Push to reduce Chinese dominance
Washington believes China’s leverage over the global supply of rare earths will weaken within the next two years. The Treasury Secretary said allied efforts to secure alternative sources were advancing at “warp speed”, with new projects in processing and refining underway across several partner nations.
Plans being discussed include coordinated investment in mining and refining outside China, along with the creation of stockpiles of critical minerals used in electric vehicles, defence equipment and consumer electronics. Trade negotiators have also considered tariff hikes if China reinstates export curbs.

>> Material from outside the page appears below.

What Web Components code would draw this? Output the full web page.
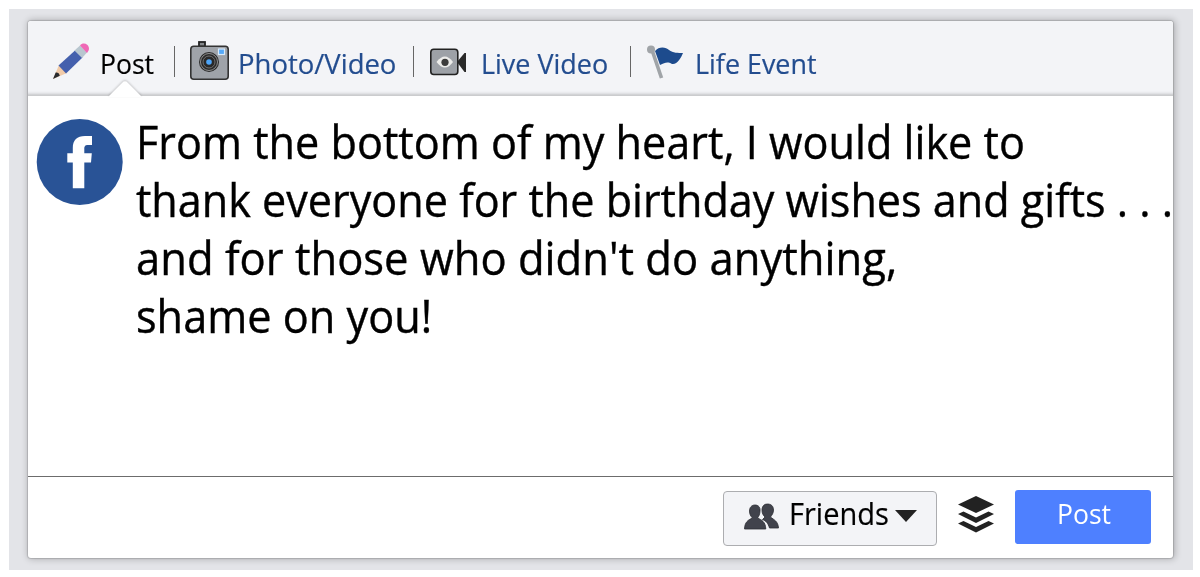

A high-level meeting between US President Donald Trump and Chinese President Xi Jinping at the APEC summit produced a temporary truce, with Beijing agreeing to suspend parts of its new export regime. Washington, in turn, delayed a fresh round of tariffs, buying time for both sides to ease tensions while new supply routes are explored.
Industry groups point out that China still accounts for about 90 per cent of global rare-earth processing, even when mining occurs elsewhere. Building processing capacity in other countries remains technically demanding and requires large-scale investment and environmental clearances.
India’s role in alternative supply chains
Allied democracies across Asia and the West are expected to join the American initiative. “All the Western democracies, the Asian democracies, and India are also going to join us in this, in trying to form our own supply chains,” Bessent said. “We don’t want to decouple from China, but we need to de-risk — they’ve shown themselves to be an unreliable partner in many areas.”
Indian participation is seen as crucial to developing a parallel supply network. New Delhi has already signalled readiness to collaborate on critical mineral extraction, processing and technology transfer with the United States, Japan and Australia under the QUAD framework.
Market analysts said Bessent’s comments reflected growing political urgency to reduce strategic dependence on Beijing for essential inputs. Moves to expand domestic production and diversify sources have become central to economic security strategies among major economies.
China’s restrictions, announced in October, had sent shockwaves through global manufacturing sectors before the pause in implementation. The US Treasury now expects the alliance-driven diversification to erode China’s dominance within two years.
Direct quotations in this report reproduce the wording used in the *Financial Times* interview. All other information has been paraphrased from concurrent coverage in international and Indian media outlets.